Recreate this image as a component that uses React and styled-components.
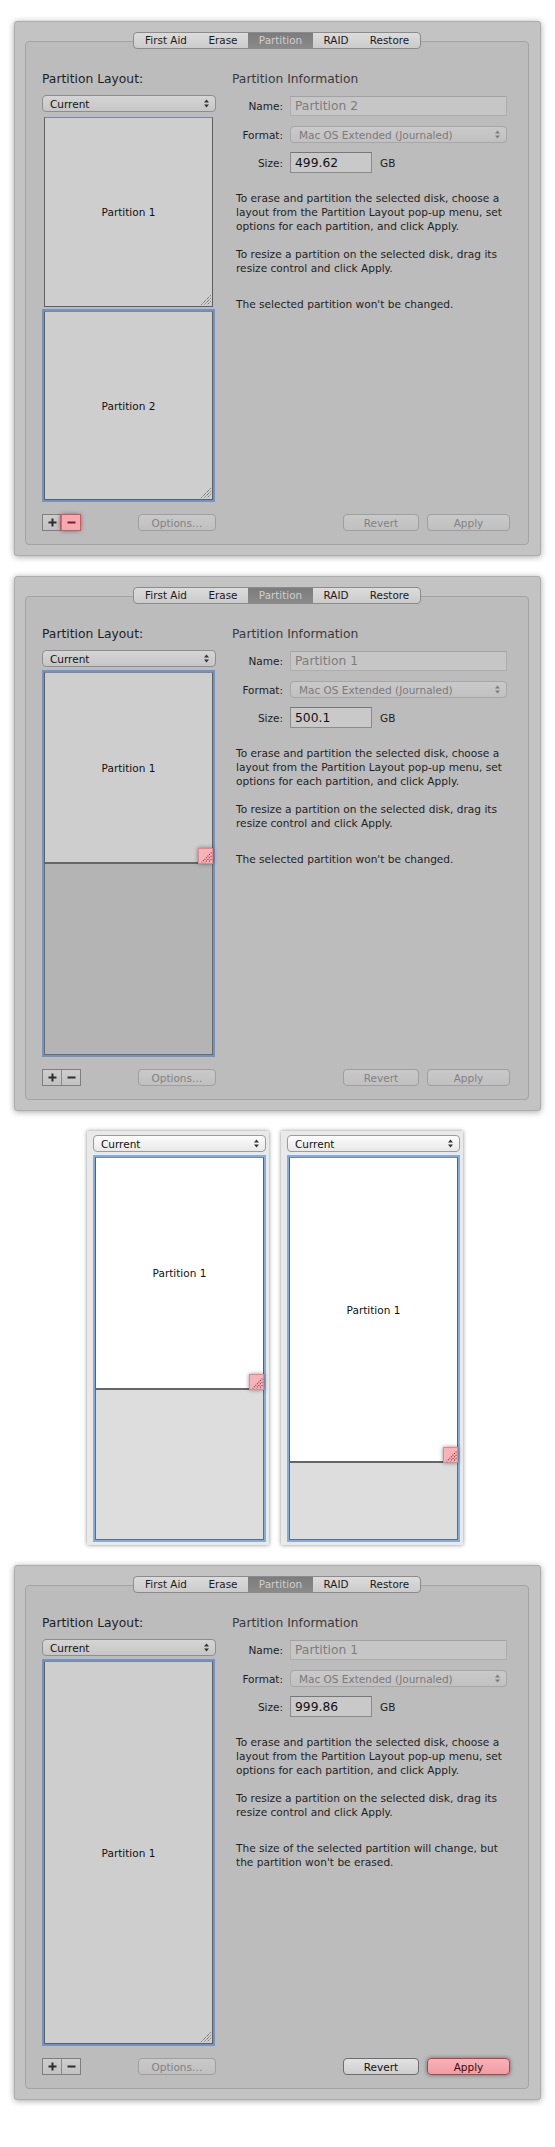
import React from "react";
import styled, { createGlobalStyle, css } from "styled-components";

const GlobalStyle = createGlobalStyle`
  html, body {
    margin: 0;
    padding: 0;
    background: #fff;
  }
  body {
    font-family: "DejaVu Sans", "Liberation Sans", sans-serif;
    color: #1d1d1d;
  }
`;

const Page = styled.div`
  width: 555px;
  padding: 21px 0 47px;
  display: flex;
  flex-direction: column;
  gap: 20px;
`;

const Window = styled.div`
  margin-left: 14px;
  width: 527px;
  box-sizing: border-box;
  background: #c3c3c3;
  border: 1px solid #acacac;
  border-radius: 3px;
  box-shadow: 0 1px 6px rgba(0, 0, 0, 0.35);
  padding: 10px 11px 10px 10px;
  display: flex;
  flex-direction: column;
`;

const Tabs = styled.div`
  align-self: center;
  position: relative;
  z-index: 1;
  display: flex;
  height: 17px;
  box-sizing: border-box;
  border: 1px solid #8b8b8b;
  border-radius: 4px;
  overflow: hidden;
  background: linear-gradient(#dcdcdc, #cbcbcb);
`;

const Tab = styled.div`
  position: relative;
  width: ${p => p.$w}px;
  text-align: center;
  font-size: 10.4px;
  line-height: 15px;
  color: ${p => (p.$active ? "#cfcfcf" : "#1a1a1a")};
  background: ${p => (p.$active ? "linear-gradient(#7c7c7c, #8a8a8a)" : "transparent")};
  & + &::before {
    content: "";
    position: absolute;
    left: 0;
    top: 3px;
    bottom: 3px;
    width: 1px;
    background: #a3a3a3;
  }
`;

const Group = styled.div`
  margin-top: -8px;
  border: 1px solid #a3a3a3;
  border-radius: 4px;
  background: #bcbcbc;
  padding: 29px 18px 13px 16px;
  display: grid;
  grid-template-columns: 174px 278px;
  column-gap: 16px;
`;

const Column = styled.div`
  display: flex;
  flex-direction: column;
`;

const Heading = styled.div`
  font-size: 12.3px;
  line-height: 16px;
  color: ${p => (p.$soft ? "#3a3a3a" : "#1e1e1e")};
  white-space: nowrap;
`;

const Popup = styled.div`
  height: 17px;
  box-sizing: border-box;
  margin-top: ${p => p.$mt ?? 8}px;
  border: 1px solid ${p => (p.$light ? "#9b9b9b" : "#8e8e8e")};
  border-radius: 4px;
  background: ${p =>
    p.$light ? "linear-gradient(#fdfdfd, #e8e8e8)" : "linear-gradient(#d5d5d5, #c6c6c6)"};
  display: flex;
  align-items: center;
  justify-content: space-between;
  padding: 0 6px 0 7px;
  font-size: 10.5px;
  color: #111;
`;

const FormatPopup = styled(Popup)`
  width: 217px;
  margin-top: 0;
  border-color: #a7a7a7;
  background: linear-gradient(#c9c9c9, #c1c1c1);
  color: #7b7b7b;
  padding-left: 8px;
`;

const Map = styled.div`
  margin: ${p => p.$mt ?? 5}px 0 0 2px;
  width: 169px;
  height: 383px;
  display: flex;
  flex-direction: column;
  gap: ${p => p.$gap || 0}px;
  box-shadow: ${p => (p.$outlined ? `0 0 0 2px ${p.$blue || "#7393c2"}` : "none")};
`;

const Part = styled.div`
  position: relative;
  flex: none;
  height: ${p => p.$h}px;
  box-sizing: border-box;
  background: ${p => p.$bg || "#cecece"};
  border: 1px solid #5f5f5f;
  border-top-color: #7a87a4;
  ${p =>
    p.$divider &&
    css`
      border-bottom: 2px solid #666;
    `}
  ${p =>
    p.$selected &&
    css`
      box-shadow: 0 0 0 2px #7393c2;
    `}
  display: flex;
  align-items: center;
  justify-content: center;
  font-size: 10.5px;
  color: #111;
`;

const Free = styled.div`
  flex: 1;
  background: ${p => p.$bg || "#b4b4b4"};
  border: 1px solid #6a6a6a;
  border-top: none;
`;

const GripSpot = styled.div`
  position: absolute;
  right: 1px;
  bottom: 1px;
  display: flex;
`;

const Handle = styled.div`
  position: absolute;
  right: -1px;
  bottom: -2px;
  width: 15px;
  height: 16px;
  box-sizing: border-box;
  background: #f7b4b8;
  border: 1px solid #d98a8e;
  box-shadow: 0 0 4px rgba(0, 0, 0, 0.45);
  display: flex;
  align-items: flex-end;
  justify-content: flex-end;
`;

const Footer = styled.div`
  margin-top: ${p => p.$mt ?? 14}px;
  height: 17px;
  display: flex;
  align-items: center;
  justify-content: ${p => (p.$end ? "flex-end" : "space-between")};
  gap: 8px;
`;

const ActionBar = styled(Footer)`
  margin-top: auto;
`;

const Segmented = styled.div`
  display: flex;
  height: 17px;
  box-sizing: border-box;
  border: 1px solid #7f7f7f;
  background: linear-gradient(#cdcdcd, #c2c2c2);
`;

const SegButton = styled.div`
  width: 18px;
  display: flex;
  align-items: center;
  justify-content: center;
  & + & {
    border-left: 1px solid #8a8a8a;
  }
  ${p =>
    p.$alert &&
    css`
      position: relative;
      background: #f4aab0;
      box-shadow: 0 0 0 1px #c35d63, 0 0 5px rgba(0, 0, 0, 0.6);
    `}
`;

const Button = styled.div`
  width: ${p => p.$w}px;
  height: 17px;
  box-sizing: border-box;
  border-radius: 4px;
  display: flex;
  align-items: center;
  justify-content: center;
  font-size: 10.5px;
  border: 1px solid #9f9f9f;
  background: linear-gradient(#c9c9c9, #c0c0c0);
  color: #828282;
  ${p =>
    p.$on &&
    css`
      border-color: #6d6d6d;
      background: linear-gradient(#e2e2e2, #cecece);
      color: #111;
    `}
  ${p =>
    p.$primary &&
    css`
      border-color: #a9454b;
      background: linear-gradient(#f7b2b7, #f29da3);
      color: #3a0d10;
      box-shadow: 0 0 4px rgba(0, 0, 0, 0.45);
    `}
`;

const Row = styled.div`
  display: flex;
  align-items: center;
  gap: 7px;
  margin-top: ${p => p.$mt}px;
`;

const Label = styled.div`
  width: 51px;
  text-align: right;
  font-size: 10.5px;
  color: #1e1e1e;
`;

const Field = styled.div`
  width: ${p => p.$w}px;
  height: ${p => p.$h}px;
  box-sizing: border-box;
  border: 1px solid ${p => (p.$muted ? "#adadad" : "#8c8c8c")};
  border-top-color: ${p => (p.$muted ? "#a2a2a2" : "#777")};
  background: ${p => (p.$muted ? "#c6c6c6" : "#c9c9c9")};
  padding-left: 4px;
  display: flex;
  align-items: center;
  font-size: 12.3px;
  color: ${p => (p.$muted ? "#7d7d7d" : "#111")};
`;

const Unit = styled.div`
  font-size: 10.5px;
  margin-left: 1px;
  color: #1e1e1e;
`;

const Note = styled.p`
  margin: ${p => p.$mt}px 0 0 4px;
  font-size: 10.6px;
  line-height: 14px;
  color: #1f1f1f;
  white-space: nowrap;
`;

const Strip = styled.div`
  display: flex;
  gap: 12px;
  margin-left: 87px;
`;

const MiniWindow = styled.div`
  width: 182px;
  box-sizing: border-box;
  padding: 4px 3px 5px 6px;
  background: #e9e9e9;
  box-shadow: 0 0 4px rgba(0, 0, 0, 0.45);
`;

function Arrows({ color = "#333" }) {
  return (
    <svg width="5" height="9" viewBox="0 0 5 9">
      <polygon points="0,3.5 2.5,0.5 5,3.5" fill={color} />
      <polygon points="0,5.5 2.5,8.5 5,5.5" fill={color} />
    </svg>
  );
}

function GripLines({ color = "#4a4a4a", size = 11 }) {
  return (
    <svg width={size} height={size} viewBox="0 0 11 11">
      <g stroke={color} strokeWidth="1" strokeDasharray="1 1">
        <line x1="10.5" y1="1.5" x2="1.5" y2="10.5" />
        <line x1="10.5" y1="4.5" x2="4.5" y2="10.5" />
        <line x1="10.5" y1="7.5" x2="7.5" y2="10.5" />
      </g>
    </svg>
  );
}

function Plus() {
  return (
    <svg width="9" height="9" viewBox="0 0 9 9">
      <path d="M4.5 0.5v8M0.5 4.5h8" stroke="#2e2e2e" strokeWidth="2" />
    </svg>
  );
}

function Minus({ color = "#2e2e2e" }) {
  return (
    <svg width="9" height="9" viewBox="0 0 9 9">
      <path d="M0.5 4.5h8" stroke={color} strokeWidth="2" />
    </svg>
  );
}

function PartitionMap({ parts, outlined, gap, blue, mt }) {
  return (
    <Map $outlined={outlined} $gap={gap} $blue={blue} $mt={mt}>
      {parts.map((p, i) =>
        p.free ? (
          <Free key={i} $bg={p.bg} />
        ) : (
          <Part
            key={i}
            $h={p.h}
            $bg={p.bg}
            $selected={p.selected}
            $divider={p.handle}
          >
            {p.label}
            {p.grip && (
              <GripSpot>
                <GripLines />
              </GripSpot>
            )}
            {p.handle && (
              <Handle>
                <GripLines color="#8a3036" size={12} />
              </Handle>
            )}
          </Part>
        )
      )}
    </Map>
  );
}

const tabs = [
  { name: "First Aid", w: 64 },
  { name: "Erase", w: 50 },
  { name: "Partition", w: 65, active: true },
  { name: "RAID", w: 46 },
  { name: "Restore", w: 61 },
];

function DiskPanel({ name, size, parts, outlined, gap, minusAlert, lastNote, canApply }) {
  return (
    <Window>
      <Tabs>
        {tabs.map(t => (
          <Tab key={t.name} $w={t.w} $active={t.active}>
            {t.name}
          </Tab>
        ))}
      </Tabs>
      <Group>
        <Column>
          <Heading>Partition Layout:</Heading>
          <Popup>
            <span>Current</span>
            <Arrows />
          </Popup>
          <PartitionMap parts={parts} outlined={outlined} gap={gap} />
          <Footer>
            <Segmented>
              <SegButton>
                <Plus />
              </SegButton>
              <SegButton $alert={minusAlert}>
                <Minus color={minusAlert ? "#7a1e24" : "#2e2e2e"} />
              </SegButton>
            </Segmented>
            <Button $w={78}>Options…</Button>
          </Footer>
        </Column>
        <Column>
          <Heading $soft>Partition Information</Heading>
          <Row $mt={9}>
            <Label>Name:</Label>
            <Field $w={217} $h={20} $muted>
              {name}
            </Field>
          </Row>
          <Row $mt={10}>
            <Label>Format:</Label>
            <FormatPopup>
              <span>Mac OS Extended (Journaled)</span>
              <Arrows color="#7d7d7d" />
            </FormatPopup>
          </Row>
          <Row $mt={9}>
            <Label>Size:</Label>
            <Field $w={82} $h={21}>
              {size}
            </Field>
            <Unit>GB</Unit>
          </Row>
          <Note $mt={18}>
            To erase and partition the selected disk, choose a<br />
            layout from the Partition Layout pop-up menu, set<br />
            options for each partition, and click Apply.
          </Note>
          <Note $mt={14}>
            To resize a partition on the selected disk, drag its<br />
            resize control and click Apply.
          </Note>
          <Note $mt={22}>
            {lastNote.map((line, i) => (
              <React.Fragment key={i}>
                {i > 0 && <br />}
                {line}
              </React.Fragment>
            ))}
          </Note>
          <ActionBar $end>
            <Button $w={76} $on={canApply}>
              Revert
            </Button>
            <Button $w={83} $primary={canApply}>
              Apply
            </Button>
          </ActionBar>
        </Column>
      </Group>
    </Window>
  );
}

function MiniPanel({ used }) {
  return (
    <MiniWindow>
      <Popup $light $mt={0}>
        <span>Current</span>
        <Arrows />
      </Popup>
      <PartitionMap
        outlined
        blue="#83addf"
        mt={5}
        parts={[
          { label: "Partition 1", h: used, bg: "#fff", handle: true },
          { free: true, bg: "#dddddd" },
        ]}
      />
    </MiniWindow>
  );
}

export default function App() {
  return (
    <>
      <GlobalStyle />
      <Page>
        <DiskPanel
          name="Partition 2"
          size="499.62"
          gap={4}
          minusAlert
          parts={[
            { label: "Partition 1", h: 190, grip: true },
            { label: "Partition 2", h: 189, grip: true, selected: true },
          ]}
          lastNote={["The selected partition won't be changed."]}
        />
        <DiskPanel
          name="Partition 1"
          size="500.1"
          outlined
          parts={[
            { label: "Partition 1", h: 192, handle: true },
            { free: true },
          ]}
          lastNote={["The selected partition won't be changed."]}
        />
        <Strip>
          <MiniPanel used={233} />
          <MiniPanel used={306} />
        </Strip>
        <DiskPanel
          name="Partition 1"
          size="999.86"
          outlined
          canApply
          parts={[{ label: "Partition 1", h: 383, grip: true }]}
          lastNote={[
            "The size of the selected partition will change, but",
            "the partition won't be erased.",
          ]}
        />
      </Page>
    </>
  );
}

__Objective__
How many lines in the listing above contain the string "components"? Answer with the number only.

__Response to this task__
2